Every line below is to be copied exactly, with the pictures left out.
((
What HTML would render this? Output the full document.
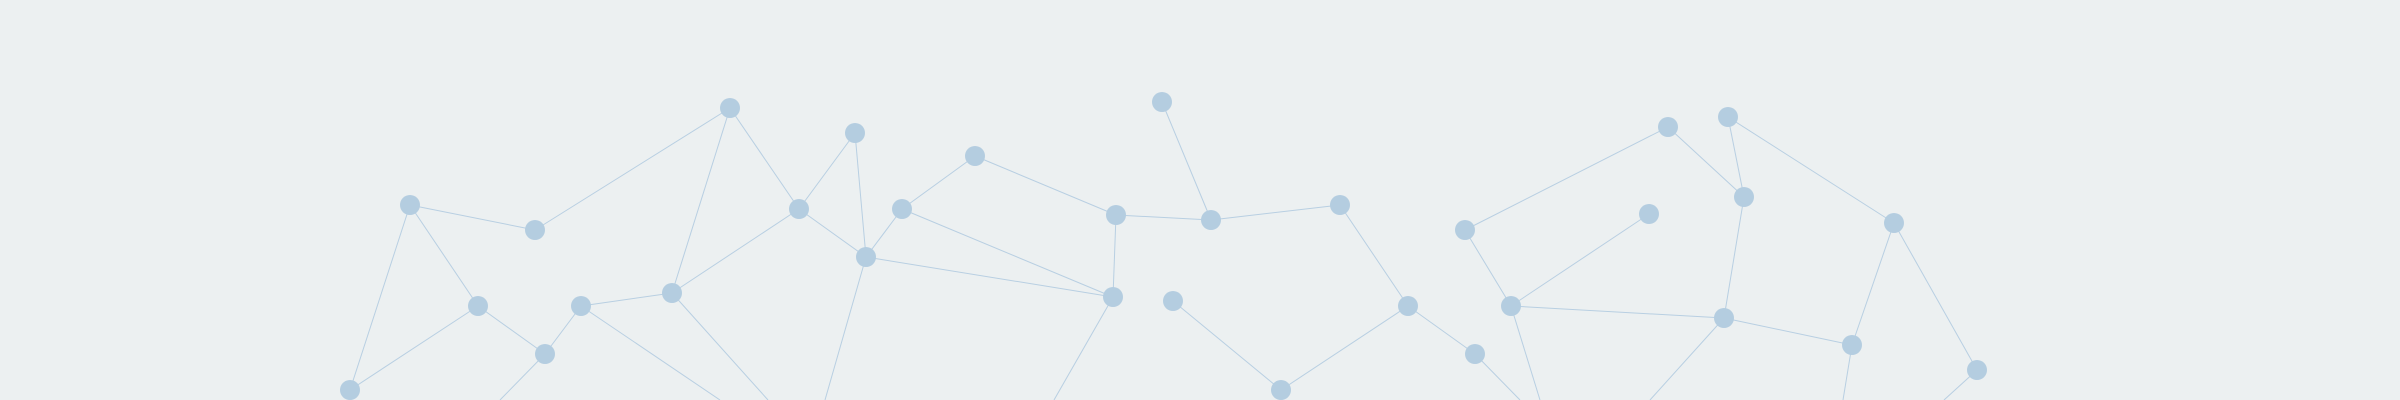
<!DOCTYPE html>
<html><head><meta charset="utf-8"><style>
html,body{margin:0;padding:0;background:#ecf0f1;}
svg{display:block}
</style></head><body>
<svg width="2400" height="400" viewBox="0 0 2400 400" xmlns="http://www.w3.org/2000/svg">
<rect width="2400" height="400" fill="#ecf0f1"/>
<g stroke="#b8cfe2" stroke-width="1" fill="none">
<line x1="410" y1="205" x2="350" y2="390"/>
<line x1="410" y1="205" x2="535" y2="230"/>
<line x1="410" y1="205" x2="478" y2="306"/>
<line x1="535" y1="230" x2="730" y2="108"/>
<line x1="730" y1="108" x2="672" y2="293"/>
<line x1="730" y1="108" x2="799" y2="209"/>
<line x1="799" y1="209" x2="855" y2="133"/>
<line x1="855" y1="133" x2="866" y2="257"/>
<line x1="799" y1="209" x2="866" y2="257"/>
<line x1="799" y1="209" x2="672" y2="293"/>
<line x1="902" y1="209" x2="975" y2="156"/>
<line x1="902" y1="209" x2="866" y2="257"/>
<line x1="902" y1="209" x2="1113" y2="297"/>
<line x1="866" y1="257" x2="1113" y2="297"/>
<line x1="478" y1="306" x2="350" y2="390"/>
<line x1="478" y1="306" x2="545" y2="354"/>
<line x1="581" y1="306" x2="672" y2="293"/>
<line x1="581" y1="306" x2="545" y2="354"/>
<line x1="581" y1="306" x2="720" y2="400"/>
<line x1="672" y1="293" x2="768" y2="400"/>
<line x1="866" y1="257" x2="825" y2="400"/>
<line x1="545" y1="354" x2="500" y2="400"/>
<line x1="975" y1="156" x2="1116" y2="215"/>
<line x1="1116" y1="215" x2="1211" y2="220"/>
<line x1="1162" y1="102" x2="1211" y2="220"/>
<line x1="1211" y1="220" x2="1340" y2="205"/>
<line x1="1116" y1="215" x2="1113" y2="297"/>
<line x1="1113" y1="297" x2="1054" y2="400"/>
<line x1="1173" y1="301" x2="1281" y2="390"/>
<line x1="1281" y1="390" x2="1408" y2="306"/>
<line x1="1340" y1="205" x2="1408" y2="306"/>
<line x1="1408" y1="306" x2="1475" y2="354"/>
<line x1="1475" y1="354" x2="1520" y2="400"/>
<line x1="1465" y1="230" x2="1668" y2="127"/>
<line x1="1465" y1="230" x2="1511" y2="306"/>
<line x1="1511" y1="306" x2="1649" y2="214"/>
<line x1="1511" y1="306" x2="1724" y2="318"/>
<line x1="1511" y1="306" x2="1540" y2="400"/>
<line x1="1724" y1="318" x2="1650" y2="400"/>
<line x1="1668" y1="127" x2="1744" y2="197"/>
<line x1="1728" y1="117" x2="1744" y2="197"/>
<line x1="1744" y1="197" x2="1724" y2="318"/>
<line x1="1728" y1="117" x2="1894" y2="223"/>
<line x1="1894" y1="223" x2="1852" y2="345"/>
<line x1="1894" y1="223" x2="1977" y2="370"/>
<line x1="1724" y1="318" x2="1852" y2="345"/>
<line x1="1852" y1="345" x2="1843" y2="400"/>
<line x1="1977" y1="370" x2="1944" y2="400"/>
</g>
<g fill="#b4cde0">
<circle cx="730" cy="108" r="10"/>
<circle cx="855" cy="133" r="10"/>
<circle cx="975" cy="156" r="10"/>
<circle cx="410" cy="205" r="10"/>
<circle cx="535" cy="230" r="10"/>
<circle cx="799" cy="209" r="10"/>
<circle cx="902" cy="209" r="10"/>
<circle cx="866" cy="257" r="10"/>
<circle cx="478" cy="306" r="10"/>
<circle cx="581" cy="306" r="10"/>
<circle cx="672" cy="293" r="10"/>
<circle cx="545" cy="354" r="10"/>
<circle cx="350" cy="390" r="10"/>
<circle cx="1162" cy="102" r="10"/>
<circle cx="1116" cy="215" r="10"/>
<circle cx="1211" cy="220" r="10"/>
<circle cx="1340" cy="205" r="10"/>
<circle cx="1113" cy="297" r="10"/>
<circle cx="1173" cy="301" r="10"/>
<circle cx="1408" cy="306" r="10"/>
<circle cx="1281" cy="390" r="10"/>
<circle cx="1475" cy="354" r="10"/>
<circle cx="1465" cy="230" r="10"/>
<circle cx="1649" cy="214" r="10"/>
<circle cx="1511" cy="306" r="10"/>
<circle cx="1668" cy="127" r="10"/>
<circle cx="1728" cy="117" r="10"/>
<circle cx="1744" cy="197" r="10"/>
<circle cx="1724" cy="318" r="10"/>
<circle cx="1894" cy="223" r="10"/>
<circle cx="1852" cy="345" r="10"/>
<circle cx="1977" cy="370" r="10"/>
</g>
</svg>
</body></html>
))
Result for this task -
What HTML would render this? Output the full document.
<!DOCTYPE html>
<html><head><meta charset="utf-8"><style>
html,body{margin:0;padding:0;background:#ecf0f1;}
svg{display:block}
</style></head><body>
<svg width="2400" height="400" viewBox="0 0 2400 400" xmlns="http://www.w3.org/2000/svg">
<rect width="2400" height="400" fill="#ecf0f1"/>
<g stroke="#b8cfe2" stroke-width="1" fill="none">
<line x1="410" y1="205" x2="350" y2="390"/>
<line x1="410" y1="205" x2="535" y2="230"/>
<line x1="410" y1="205" x2="478" y2="306"/>
<line x1="535" y1="230" x2="730" y2="108"/>
<line x1="730" y1="108" x2="672" y2="293"/>
<line x1="730" y1="108" x2="799" y2="209"/>
<line x1="799" y1="209" x2="855" y2="133"/>
<line x1="855" y1="133" x2="866" y2="257"/>
<line x1="799" y1="209" x2="866" y2="257"/>
<line x1="799" y1="209" x2="672" y2="293"/>
<line x1="902" y1="209" x2="975" y2="156"/>
<line x1="902" y1="209" x2="866" y2="257"/>
<line x1="902" y1="209" x2="1113" y2="297"/>
<line x1="866" y1="257" x2="1113" y2="297"/>
<line x1="478" y1="306" x2="350" y2="390"/>
<line x1="478" y1="306" x2="545" y2="354"/>
<line x1="581" y1="306" x2="672" y2="293"/>
<line x1="581" y1="306" x2="545" y2="354"/>
<line x1="581" y1="306" x2="720" y2="400"/>
<line x1="672" y1="293" x2="768" y2="400"/>
<line x1="866" y1="257" x2="825" y2="400"/>
<line x1="545" y1="354" x2="500" y2="400"/>
<line x1="975" y1="156" x2="1116" y2="215"/>
<line x1="1116" y1="215" x2="1211" y2="220"/>
<line x1="1162" y1="102" x2="1211" y2="220"/>
<line x1="1211" y1="220" x2="1340" y2="205"/>
<line x1="1116" y1="215" x2="1113" y2="297"/>
<line x1="1113" y1="297" x2="1054" y2="400"/>
<line x1="1173" y1="301" x2="1281" y2="390"/>
<line x1="1281" y1="390" x2="1408" y2="306"/>
<line x1="1340" y1="205" x2="1408" y2="306"/>
<line x1="1408" y1="306" x2="1475" y2="354"/>
<line x1="1475" y1="354" x2="1520" y2="400"/>
<line x1="1465" y1="230" x2="1668" y2="127"/>
<line x1="1465" y1="230" x2="1511" y2="306"/>
<line x1="1511" y1="306" x2="1649" y2="214"/>
<line x1="1511" y1="306" x2="1724" y2="318"/>
<line x1="1511" y1="306" x2="1540" y2="400"/>
<line x1="1724" y1="318" x2="1650" y2="400"/>
<line x1="1668" y1="127" x2="1744" y2="197"/>
<line x1="1728" y1="117" x2="1744" y2="197"/>
<line x1="1744" y1="197" x2="1724" y2="318"/>
<line x1="1728" y1="117" x2="1894" y2="223"/>
<line x1="1894" y1="223" x2="1852" y2="345"/>
<line x1="1894" y1="223" x2="1977" y2="370"/>
<line x1="1724" y1="318" x2="1852" y2="345"/>
<line x1="1852" y1="345" x2="1843" y2="400"/>
<line x1="1977" y1="370" x2="1944" y2="400"/>
</g>
<g fill="#b4cde0">
<circle cx="730" cy="108" r="10"/>
<circle cx="855" cy="133" r="10"/>
<circle cx="975" cy="156" r="10"/>
<circle cx="410" cy="205" r="10"/>
<circle cx="535" cy="230" r="10"/>
<circle cx="799" cy="209" r="10"/>
<circle cx="902" cy="209" r="10"/>
<circle cx="866" cy="257" r="10"/>
<circle cx="478" cy="306" r="10"/>
<circle cx="581" cy="306" r="10"/>
<circle cx="672" cy="293" r="10"/>
<circle cx="545" cy="354" r="10"/>
<circle cx="350" cy="390" r="10"/>
<circle cx="1162" cy="102" r="10"/>
<circle cx="1116" cy="215" r="10"/>
<circle cx="1211" cy="220" r="10"/>
<circle cx="1340" cy="205" r="10"/>
<circle cx="1113" cy="297" r="10"/>
<circle cx="1173" cy="301" r="10"/>
<circle cx="1408" cy="306" r="10"/>
<circle cx="1281" cy="390" r="10"/>
<circle cx="1475" cy="354" r="10"/>
<circle cx="1465" cy="230" r="10"/>
<circle cx="1649" cy="214" r="10"/>
<circle cx="1511" cy="306" r="10"/>
<circle cx="1668" cy="127" r="10"/>
<circle cx="1728" cy="117" r="10"/>
<circle cx="1744" cy="197" r="10"/>
<circle cx="1724" cy="318" r="10"/>
<circle cx="1894" cy="223" r="10"/>
<circle cx="1852" cy="345" r="10"/>
<circle cx="1977" cy="370" r="10"/>
</g>
</svg>
</body></html>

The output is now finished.